EXERCISE DESCRIPTION: The listing below should be written out exactly; please include all of it.

####################

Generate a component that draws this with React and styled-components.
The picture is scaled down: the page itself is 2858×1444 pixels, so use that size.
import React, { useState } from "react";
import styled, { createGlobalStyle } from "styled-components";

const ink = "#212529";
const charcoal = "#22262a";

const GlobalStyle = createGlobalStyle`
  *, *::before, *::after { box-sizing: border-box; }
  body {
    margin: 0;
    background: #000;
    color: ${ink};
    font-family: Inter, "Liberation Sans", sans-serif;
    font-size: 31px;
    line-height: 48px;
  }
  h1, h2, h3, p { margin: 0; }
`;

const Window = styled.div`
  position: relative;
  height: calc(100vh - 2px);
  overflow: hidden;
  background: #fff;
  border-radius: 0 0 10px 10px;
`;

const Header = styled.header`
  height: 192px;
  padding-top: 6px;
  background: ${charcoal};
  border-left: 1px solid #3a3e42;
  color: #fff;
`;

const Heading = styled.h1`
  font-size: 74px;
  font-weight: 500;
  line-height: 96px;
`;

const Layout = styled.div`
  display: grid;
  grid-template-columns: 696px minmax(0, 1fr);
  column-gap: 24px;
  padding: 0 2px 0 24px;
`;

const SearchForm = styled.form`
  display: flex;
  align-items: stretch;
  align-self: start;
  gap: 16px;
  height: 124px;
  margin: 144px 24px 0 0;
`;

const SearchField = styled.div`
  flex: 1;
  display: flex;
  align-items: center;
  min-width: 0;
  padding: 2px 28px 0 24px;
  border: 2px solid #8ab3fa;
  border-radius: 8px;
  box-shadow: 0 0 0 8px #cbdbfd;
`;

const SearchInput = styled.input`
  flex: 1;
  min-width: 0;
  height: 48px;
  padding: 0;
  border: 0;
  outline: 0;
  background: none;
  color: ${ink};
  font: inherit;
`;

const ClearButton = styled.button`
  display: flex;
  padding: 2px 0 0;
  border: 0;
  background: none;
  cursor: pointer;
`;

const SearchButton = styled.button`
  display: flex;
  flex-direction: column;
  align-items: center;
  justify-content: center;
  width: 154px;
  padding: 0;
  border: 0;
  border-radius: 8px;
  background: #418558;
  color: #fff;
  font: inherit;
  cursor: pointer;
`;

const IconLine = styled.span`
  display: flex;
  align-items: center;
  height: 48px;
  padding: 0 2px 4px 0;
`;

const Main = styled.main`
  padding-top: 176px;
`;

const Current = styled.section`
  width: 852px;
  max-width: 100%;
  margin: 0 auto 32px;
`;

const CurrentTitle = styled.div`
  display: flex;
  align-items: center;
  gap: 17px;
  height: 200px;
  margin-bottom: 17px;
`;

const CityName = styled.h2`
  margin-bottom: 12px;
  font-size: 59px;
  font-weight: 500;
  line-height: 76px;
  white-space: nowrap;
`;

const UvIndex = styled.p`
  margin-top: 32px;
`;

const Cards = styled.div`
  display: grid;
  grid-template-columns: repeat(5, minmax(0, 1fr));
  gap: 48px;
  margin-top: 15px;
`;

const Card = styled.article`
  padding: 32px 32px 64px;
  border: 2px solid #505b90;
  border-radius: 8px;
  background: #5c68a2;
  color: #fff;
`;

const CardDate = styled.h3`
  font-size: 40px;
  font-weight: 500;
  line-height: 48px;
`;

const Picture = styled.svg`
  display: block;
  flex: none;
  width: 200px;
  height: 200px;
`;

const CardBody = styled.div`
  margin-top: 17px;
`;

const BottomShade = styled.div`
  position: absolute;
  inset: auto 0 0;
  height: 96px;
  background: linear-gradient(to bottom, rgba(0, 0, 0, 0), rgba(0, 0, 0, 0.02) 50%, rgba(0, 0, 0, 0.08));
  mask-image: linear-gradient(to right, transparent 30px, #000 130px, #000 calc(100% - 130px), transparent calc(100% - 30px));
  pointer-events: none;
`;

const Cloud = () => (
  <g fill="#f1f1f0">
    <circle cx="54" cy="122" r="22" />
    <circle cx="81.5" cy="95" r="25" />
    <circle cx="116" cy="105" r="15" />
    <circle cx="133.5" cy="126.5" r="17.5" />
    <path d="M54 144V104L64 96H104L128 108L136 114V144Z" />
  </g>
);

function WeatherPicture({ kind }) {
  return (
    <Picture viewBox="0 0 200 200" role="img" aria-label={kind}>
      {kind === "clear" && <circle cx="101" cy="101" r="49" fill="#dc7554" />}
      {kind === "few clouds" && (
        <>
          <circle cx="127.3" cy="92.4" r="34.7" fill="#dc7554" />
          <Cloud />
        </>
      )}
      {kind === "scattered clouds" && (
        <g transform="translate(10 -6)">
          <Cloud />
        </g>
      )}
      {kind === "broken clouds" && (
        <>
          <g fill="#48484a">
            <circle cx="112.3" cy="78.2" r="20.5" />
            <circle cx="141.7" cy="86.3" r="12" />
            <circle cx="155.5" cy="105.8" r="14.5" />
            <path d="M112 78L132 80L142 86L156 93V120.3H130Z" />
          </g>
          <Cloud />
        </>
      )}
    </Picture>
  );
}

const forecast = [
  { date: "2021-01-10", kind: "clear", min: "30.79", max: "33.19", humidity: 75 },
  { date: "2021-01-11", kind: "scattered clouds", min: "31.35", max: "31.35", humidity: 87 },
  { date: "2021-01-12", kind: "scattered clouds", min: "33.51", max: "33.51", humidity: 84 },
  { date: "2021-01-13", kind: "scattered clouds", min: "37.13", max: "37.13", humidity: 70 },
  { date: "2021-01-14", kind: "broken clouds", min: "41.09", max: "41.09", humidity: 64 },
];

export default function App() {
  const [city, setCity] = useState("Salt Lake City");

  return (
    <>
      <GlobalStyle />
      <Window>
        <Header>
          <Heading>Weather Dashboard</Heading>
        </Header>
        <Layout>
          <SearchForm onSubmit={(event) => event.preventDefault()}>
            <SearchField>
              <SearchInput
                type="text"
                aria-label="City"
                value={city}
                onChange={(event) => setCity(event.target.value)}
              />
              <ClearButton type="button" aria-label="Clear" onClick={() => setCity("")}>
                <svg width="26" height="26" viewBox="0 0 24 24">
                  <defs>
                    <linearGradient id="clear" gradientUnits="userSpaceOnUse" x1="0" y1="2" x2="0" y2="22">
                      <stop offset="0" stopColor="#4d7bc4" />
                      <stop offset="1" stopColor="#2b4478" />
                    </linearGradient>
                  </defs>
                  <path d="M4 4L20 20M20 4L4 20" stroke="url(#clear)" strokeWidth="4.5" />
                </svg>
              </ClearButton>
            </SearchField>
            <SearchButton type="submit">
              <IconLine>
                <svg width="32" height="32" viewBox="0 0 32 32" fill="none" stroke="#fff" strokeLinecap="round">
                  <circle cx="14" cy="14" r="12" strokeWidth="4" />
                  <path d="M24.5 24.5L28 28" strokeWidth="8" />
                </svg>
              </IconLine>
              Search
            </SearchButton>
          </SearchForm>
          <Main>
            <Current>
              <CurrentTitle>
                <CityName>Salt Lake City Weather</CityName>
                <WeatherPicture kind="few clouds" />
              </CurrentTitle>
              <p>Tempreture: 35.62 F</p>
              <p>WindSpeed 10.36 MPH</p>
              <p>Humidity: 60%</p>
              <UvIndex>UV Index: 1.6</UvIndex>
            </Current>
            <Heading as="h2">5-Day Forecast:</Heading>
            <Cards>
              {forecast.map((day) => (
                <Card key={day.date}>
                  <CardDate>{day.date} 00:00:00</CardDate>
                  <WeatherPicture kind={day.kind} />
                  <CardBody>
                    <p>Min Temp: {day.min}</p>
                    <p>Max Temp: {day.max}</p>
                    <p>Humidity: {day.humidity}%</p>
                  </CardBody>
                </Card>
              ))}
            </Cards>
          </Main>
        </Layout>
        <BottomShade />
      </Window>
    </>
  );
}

####################

EXPECTED ANSWER:
Generate a component that draws this with React and styled-components.
The picture is scaled down: the page itself is 2858×1444 pixels, so use that size.
import React, { useState } from "react";
import styled, { createGlobalStyle } from "styled-components";

const ink = "#212529";
const charcoal = "#22262a";

const GlobalStyle = createGlobalStyle`
  *, *::before, *::after { box-sizing: border-box; }
  body {
    margin: 0;
    background: #000;
    color: ${ink};
    font-family: Inter, "Liberation Sans", sans-serif;
    font-size: 31px;
    line-height: 48px;
  }
  h1, h2, h3, p { margin: 0; }
`;

const Window = styled.div`
  position: relative;
  height: calc(100vh - 2px);
  overflow: hidden;
  background: #fff;
  border-radius: 0 0 10px 10px;
`;

const Header = styled.header`
  height: 192px;
  padding-top: 6px;
  background: ${charcoal};
  border-left: 1px solid #3a3e42;
  color: #fff;
`;

const Heading = styled.h1`
  font-size: 74px;
  font-weight: 500;
  line-height: 96px;
`;

const Layout = styled.div`
  display: grid;
  grid-template-columns: 696px minmax(0, 1fr);
  column-gap: 24px;
  padding: 0 2px 0 24px;
`;

const SearchForm = styled.form`
  display: flex;
  align-items: stretch;
  align-self: start;
  gap: 16px;
  height: 124px;
  margin: 144px 24px 0 0;
`;

const SearchField = styled.div`
  flex: 1;
  display: flex;
  align-items: center;
  min-width: 0;
  padding: 2px 28px 0 24px;
  border: 2px solid #8ab3fa;
  border-radius: 8px;
  box-shadow: 0 0 0 8px #cbdbfd;
`;

const SearchInput = styled.input`
  flex: 1;
  min-width: 0;
  height: 48px;
  padding: 0;
  border: 0;
  outline: 0;
  background: none;
  color: ${ink};
  font: inherit;
`;

const ClearButton = styled.button`
  display: flex;
  padding: 2px 0 0;
  border: 0;
  background: none;
  cursor: pointer;
`;

const SearchButton = styled.button`
  display: flex;
  flex-direction: column;
  align-items: center;
  justify-content: center;
  width: 154px;
  padding: 0;
  border: 0;
  border-radius: 8px;
  background: #418558;
  color: #fff;
  font: inherit;
  cursor: pointer;
`;

const IconLine = styled.span`
  display: flex;
  align-items: center;
  height: 48px;
  padding: 0 2px 4px 0;
`;

const Main = styled.main`
  padding-top: 176px;
`;

const Current = styled.section`
  width: 852px;
  max-width: 100%;
  margin: 0 auto 32px;
`;

const CurrentTitle = styled.div`
  display: flex;
  align-items: center;
  gap: 17px;
  height: 200px;
  margin-bottom: 17px;
`;

const CityName = styled.h2`
  margin-bottom: 12px;
  font-size: 59px;
  font-weight: 500;
  line-height: 76px;
  white-space: nowrap;
`;

const UvIndex = styled.p`
  margin-top: 32px;
`;

const Cards = styled.div`
  display: grid;
  grid-template-columns: repeat(5, minmax(0, 1fr));
  gap: 48px;
  margin-top: 15px;
`;

const Card = styled.article`
  padding: 32px 32px 64px;
  border: 2px solid #505b90;
  border-radius: 8px;
  background: #5c68a2;
  color: #fff;
`;

const CardDate = styled.h3`
  font-size: 40px;
  font-weight: 500;
  line-height: 48px;
`;

const Picture = styled.svg`
  display: block;
  flex: none;
  width: 200px;
  height: 200px;
`;

const CardBody = styled.div`
  margin-top: 17px;
`;

const BottomShade = styled.div`
  position: absolute;
  inset: auto 0 0;
  height: 96px;
  background: linear-gradient(to bottom, rgba(0, 0, 0, 0), rgba(0, 0, 0, 0.02) 50%, rgba(0, 0, 0, 0.08));
  mask-image: linear-gradient(to right, transparent 30px, #000 130px, #000 calc(100% - 130px), transparent calc(100% - 30px));
  pointer-events: none;
`;

const Cloud = () => (
  <g fill="#f1f1f0">
    <circle cx="54" cy="122" r="22" />
    <circle cx="81.5" cy="95" r="25" />
    <circle cx="116" cy="105" r="15" />
    <circle cx="133.5" cy="126.5" r="17.5" />
    <path d="M54 144V104L64 96H104L128 108L136 114V144Z" />
  </g>
);

function WeatherPicture({ kind }) {
  return (
    <Picture viewBox="0 0 200 200" role="img" aria-label={kind}>
      {kind === "clear" && <circle cx="101" cy="101" r="49" fill="#dc7554" />}
      {kind === "few clouds" && (
        <>
          <circle cx="127.3" cy="92.4" r="34.7" fill="#dc7554" />
          <Cloud />
        </>
      )}
      {kind === "scattered clouds" && (
        <g transform="translate(10 -6)">
          <Cloud />
        </g>
      )}
      {kind === "broken clouds" && (
        <>
          <g fill="#48484a">
            <circle cx="112.3" cy="78.2" r="20.5" />
            <circle cx="141.7" cy="86.3" r="12" />
            <circle cx="155.5" cy="105.8" r="14.5" />
            <path d="M112 78L132 80L142 86L156 93V120.3H130Z" />
          </g>
          <Cloud />
        </>
      )}
    </Picture>
  );
}

const forecast = [
  { date: "2021-01-10", kind: "clear", min: "30.79", max: "33.19", humidity: 75 },
  { date: "2021-01-11", kind: "scattered clouds", min: "31.35", max: "31.35", humidity: 87 },
  { date: "2021-01-12", kind: "scattered clouds", min: "33.51", max: "33.51", humidity: 84 },
  { date: "2021-01-13", kind: "scattered clouds", min: "37.13", max: "37.13", humidity: 70 },
  { date: "2021-01-14", kind: "broken clouds", min: "41.09", max: "41.09", humidity: 64 },
];

export default function App() {
  const [city, setCity] = useState("Salt Lake City");

  return (
    <>
      <GlobalStyle />
      <Window>
        <Header>
          <Heading>Weather Dashboard</Heading>
        </Header>
        <Layout>
          <SearchForm onSubmit={(event) => event.preventDefault()}>
            <SearchField>
              <SearchInput
                type="text"
                aria-label="City"
                value={city}
                onChange={(event) => setCity(event.target.value)}
              />
              <ClearButton type="button" aria-label="Clear" onClick={() => setCity("")}>
                <svg width="26" height="26" viewBox="0 0 24 24">
                  <defs>
                    <linearGradient id="clear" gradientUnits="userSpaceOnUse" x1="0" y1="2" x2="0" y2="22">
                      <stop offset="0" stopColor="#4d7bc4" />
                      <stop offset="1" stopColor="#2b4478" />
                    </linearGradient>
                  </defs>
                  <path d="M4 4L20 20M20 4L4 20" stroke="url(#clear)" strokeWidth="4.5" />
                </svg>
              </ClearButton>
            </SearchField>
            <SearchButton type="submit">
              <IconLine>
                <svg width="32" height="32" viewBox="0 0 32 32" fill="none" stroke="#fff" strokeLinecap="round">
                  <circle cx="14" cy="14" r="12" strokeWidth="4" />
                  <path d="M24.5 24.5L28 28" strokeWidth="8" />
                </svg>
              </IconLine>
              Search
            </SearchButton>
          </SearchForm>
          <Main>
            <Current>
              <CurrentTitle>
                <CityName>Salt Lake City Weather</CityName>
                <WeatherPicture kind="few clouds" />
              </CurrentTitle>
              <p>Tempreture: 35.62 F</p>
              <p>WindSpeed 10.36 MPH</p>
              <p>Humidity: 60%</p>
              <UvIndex>UV Index: 1.6</UvIndex>
            </Current>
            <Heading as="h2">5-Day Forecast:</Heading>
            <Cards>
              {forecast.map((day) => (
                <Card key={day.date}>
                  <CardDate>{day.date} 00:00:00</CardDate>
                  <WeatherPicture kind={day.kind} />
                  <CardBody>
                    <p>Min Temp: {day.min}</p>
                    <p>Max Temp: {day.max}</p>
                    <p>Humidity: {day.humidity}%</p>
                  </CardBody>
                </Card>
              ))}
            </Cards>
          </Main>
        </Layout>
        <BottomShade />
      </Window>
    </>
  );
}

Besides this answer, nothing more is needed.